Turkey has revived its nuclear energy program after four decades of canceled projects. A deal has been brokered with Russia to build Turkey’s first nuclear powerplant on the Mediterranean coast, and talks have started with Japan and France regarding a second nuclear facility on the Black Sea.
In December, Russia’s state nuclear corporation Rosatom signed an agreement to construct four 1,200 MW VVER reactors totalling 4,800 MW in Akkuyu in the province of Mersin on Turkey’s southern coast.
The water-cooled, water-moderated energy reactors will be designed to withstand earthquakes of up to 6.5 on the Richter scale. The licensing process for that project has begun, and construction is likely to begin in 2013. The first unit is expected to come online in 2018, with the other three units to be commissioned in one-year intervals. Rosatom may also set up a facility to make nuclear fuel in Turkey.
Rosatom will build, operate and own the $20-billion nuclear plant, and have full control of the facilities and the right to sell the electricity that it generates. Sergei Kiriyenko, Rosatom’s director general, regards the agreement as a landmark that will shape future reactor deals.
The Russian government converted Rosatom from a ministry into a state corporation in 2007. It has partnered with Iran in the Bushehr nuclear powerplant.
Second Plant in the Works
Following the collapse of talks with South Korea in November regarding construction of a second nuclear facility, Turkey signed an agreement with Japan for cooperation in the area of nuclear energy on December 24.
The memorandum of understanding calls for Japanese firms to build a $20-billion nuclear facility in the province of Sinop on Turkey’s Black Sea coast using the most advanced technologies available. The Sinop plant, which would have four reactors and generating capacity of 5,600 MW, is targeted to start operating in 2019, according to Turkish government officials who expect to reach a deal with Japan by the end of March 2011.
Japan’s Toshiba Corp. has shown an interest in taking part in the construction. In early January, however, Turkey’s energy minister, Taner Yildiz, announced that French energy companies Areva, EDF and GDF Suez have submitted separate proposals for the construction of a nuclear powerplant and that preliminary talks have started with France, although negotiations with Japan have priority.
Turkey aims to generate between 5% to 10% of its energy needs from nuclear technology over the next decade in order to avoid increasing dependence on imported fuels. Currently Turkey imports 70% of its energy.
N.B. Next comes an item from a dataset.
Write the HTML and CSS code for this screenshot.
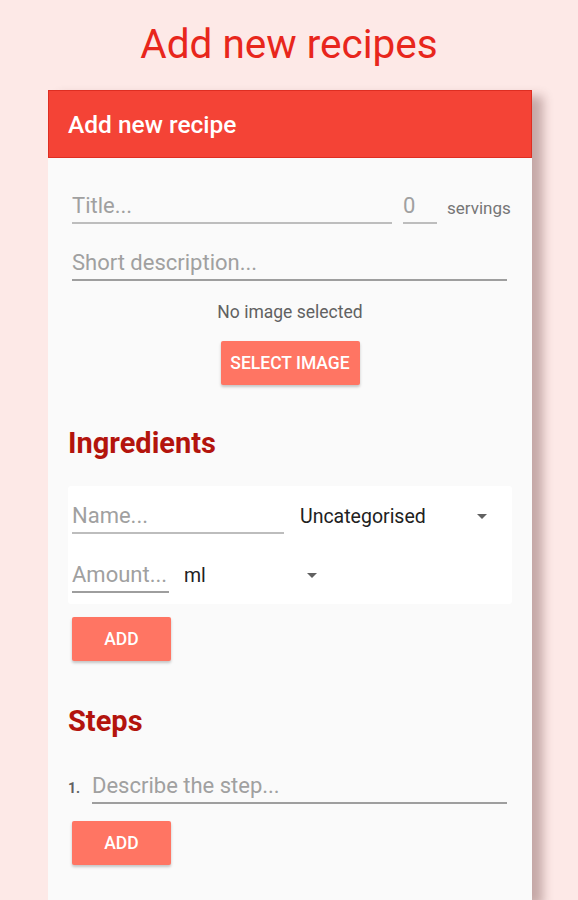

The Akkuyu plant has a long and checkered history of unsuccessful efforts by companies from around the world to secure a contract. The plant was first granted a site license in 1976, but it got no further despite several contracts. Lack of financing was the main obstacle.
In 2006, the government revived the project, pushing through necessary legislation a year later. A call for bids in 2008 attracted a sole Russian offer. The Russians persevered in the face of legal challenges, securing a deal last May.
Parliament ratified the agreement in July 2010, though the opposition Republican People’s Party has vowed to block the deal through the Constitutional Court.